Eager kid: "I know. She makes... in, in a faraway land... uhm, way up in the clouds... uhm, she, there's a, there's a town in she makes castles 'n stuff..."

Interviewer: "She makes things out of the teeth?"

Kid responds matter-of-factly, "Uh-hmm."

Another kid chimes in, "I really think she just likes to collect teeth and make things out of them."

Interviewer: "Like what kind of stuff?"

Kid: "Lots of stuff... make a tooth house... a tooth trophy... and a tooth desk." (He actually lisps this and says, "tooth dethsk.")

Interviewer: "How many teeth do you think it takes to make a tooth house?"

Kid: "Yeah... why... like... uh, a hundred [giggles]... a hundred... no, a hundred-eighty."

Interviewer: "Why wouldn't she just make the house out of bricks, like everyone else?"

Kid:  "Because I don't... because no one does-... doesn't have... brick teeth."

A little girl on an airplane, on her very first flight, sat down next to me, and as the plane was airborne, she turned to the woman next to her and she said, "When do we get smaller?"

Ira Glass says, "These stories are like jokes, and they're also like poems—I think because there's this 'Ah ha!' quality to them. Some connection is made between things. A surprising connecting. A wrong connection, actually. And part of what makes these so satisfying as stories is that the logic in them is perfectly reasonable, and at the same time, completely and utterly wrong."



Leaving the gym, as I approached my car in the Carmichael parking lot, I immediately recognized that in the angriness at the person hanging over the lines in the spot next to the one I wanted to take, and my determination to park there even if it meant he'd have to get in on his passenger side when he came back, I had totally missed the sign that said, "Authorized Parking Only: 7AM to 12AM."

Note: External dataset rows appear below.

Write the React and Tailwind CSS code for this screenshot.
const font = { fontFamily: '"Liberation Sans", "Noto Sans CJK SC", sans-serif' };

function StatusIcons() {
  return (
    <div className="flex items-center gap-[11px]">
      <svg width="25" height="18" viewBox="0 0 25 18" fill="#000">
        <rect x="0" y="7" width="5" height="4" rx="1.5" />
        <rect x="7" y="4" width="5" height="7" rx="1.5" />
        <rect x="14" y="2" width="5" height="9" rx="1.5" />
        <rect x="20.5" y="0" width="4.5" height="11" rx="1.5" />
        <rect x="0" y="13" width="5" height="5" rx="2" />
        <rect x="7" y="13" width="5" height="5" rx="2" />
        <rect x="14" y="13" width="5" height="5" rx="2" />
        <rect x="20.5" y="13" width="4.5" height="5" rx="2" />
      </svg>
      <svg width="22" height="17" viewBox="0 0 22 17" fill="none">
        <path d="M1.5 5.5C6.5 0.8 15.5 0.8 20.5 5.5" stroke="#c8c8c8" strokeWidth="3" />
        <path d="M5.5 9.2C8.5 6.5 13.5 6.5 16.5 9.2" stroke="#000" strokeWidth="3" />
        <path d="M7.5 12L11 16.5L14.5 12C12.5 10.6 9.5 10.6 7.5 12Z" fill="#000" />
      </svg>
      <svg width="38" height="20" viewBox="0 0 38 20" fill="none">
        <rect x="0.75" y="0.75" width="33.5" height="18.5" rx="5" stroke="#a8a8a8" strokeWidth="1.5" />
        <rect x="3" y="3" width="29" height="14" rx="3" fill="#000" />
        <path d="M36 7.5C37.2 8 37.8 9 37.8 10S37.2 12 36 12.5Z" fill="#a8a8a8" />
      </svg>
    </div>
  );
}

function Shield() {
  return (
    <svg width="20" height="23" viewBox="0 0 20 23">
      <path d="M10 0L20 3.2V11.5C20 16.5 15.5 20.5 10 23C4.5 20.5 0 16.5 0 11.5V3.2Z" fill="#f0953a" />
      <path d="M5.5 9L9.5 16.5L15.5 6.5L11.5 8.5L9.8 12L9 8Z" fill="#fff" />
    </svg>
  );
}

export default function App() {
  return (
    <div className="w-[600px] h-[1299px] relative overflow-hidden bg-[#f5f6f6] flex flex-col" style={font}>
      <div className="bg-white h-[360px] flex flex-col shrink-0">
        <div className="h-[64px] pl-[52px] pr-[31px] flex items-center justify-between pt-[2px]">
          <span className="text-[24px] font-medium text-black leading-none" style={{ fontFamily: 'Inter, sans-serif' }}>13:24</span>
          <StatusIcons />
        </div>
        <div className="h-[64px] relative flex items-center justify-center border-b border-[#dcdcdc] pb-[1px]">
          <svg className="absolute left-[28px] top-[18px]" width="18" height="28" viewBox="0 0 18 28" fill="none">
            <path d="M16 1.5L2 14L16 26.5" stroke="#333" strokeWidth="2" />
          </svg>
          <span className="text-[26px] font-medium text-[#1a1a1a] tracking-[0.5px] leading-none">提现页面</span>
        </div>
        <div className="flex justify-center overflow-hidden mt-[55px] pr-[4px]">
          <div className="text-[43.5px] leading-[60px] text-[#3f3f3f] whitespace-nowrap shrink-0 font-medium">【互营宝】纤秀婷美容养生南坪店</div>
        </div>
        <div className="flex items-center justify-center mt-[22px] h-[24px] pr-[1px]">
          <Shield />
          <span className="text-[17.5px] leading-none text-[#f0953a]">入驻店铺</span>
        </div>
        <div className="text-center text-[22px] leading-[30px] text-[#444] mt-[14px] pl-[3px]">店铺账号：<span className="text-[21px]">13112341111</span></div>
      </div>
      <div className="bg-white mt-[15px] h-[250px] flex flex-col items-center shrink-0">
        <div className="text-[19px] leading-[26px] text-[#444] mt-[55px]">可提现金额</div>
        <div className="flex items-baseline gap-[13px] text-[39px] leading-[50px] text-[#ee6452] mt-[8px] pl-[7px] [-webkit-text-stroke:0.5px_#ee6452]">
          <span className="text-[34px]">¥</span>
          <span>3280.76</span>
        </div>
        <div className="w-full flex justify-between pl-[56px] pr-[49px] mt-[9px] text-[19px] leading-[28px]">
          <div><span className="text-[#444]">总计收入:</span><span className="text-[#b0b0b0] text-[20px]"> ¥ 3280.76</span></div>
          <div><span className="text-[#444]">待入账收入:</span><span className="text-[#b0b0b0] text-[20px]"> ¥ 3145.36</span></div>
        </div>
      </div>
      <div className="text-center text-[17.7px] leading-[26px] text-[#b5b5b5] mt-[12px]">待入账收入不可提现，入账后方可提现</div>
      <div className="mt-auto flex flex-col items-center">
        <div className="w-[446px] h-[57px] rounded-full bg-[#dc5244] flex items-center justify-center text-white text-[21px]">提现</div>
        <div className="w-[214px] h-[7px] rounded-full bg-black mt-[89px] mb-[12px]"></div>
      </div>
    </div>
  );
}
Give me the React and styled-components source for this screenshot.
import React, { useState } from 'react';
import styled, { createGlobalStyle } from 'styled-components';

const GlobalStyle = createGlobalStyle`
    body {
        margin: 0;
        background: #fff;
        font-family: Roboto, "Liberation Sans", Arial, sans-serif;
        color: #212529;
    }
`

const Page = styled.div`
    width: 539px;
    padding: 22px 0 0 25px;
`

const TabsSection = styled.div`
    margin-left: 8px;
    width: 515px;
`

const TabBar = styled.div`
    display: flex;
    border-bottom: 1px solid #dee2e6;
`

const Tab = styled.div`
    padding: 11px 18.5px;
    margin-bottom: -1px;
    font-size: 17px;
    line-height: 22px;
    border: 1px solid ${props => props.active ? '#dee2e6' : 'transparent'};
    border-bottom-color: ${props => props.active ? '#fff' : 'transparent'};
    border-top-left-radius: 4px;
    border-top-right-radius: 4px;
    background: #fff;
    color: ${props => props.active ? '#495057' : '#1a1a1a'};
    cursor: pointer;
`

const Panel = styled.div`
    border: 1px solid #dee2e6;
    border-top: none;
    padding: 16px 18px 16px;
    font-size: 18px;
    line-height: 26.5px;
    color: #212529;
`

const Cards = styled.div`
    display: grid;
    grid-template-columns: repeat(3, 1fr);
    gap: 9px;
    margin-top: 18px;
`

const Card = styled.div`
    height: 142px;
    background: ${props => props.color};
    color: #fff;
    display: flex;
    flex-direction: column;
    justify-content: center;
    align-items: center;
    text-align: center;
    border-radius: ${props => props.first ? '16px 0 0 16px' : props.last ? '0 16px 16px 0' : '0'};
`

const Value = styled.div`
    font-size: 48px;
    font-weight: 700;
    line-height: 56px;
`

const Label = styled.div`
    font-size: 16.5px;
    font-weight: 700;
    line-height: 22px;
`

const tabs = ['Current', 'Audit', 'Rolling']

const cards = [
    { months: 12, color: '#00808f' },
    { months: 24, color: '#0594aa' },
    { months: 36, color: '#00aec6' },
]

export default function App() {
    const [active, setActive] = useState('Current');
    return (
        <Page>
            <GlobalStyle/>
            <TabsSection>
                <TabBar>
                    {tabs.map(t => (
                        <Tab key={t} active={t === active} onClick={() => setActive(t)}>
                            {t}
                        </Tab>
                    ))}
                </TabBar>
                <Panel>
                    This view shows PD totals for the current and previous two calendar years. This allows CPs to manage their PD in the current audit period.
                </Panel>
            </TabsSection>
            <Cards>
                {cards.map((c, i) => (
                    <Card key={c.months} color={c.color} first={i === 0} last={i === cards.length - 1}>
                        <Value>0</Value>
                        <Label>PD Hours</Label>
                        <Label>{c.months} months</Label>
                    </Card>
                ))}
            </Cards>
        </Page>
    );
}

I was not surprised to see the citation: the dark red strip along the top, the rest white—looking just like a grocery store cash register receipt—on my window.

I was surprised to see a dark green construction paper quality flyer under it that started off... "Welcome to Campus."

I thought, "How tacky."

I immediately derailed my negative energy thinking about how much the fine was probably going to be, and replaced it with: "Well, whatever it is, I'm going to pay it with my credit card and at least get some frequent flyer points out of it."

At the stoplight at the Western Boulevard intersection, I read two lines:

Amount: $0.00
Violation: 19 AV/SV space – WARNING

Ah. Now the "green card" made sense. I think I got a warning because I've gotten a new, personalized license plate since registering for parking on campus several semesters ago, so it looked like I might be a visitor. I'll take it.